Provisions which shall not apply in assignments of academic members and teachers serving in the Ministry as directors to the Institutions are limited to the legislative provisions concerning exams. There is no legal obstacle for applying all of the remaining provisions in the legislation which are specified to be required for assignment as a director, other than those concerning exams, also in the assignment of teachers serving in the Ministry and academic members as a director to the Institution.

By the very nature of the service carried out by the legislator, it is within the legislator’s discretionary power to waive general conditions required for appointments and assignments to the Institutions, to determine different conditions and, accordingly, not to seek the legislative provisions concerning appointment and exams in terms of those who have certain qualifications. As which provisions and which institutions such an exemption shall apply to and who shall benefit from this exemption have been designated, it cannot be maintained that the scope and limits of the power to regulate, which has been vested in the executive, are uncertain and that its basic principles have not been established.

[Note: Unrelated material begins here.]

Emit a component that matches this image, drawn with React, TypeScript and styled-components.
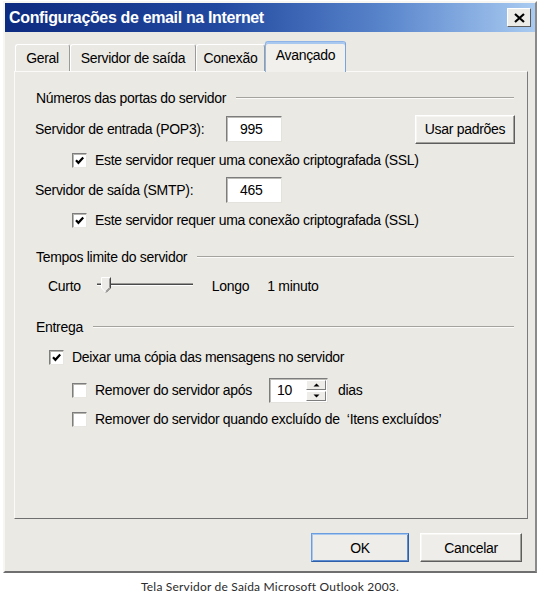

It is possible, through the regulatory acts to be prepared by the executive, to prescribe special conditions in appointments and assignments of the teachers serving in the Ministry and academic members to the Institutions and to determine the details of the appointment and assignment process.

Accordingly, as the impugned provision has not been found unconstitutional, the request for its annulment has been rejected.

This press release prepared by the General Secretariat intends to inform the public and has no binding effect.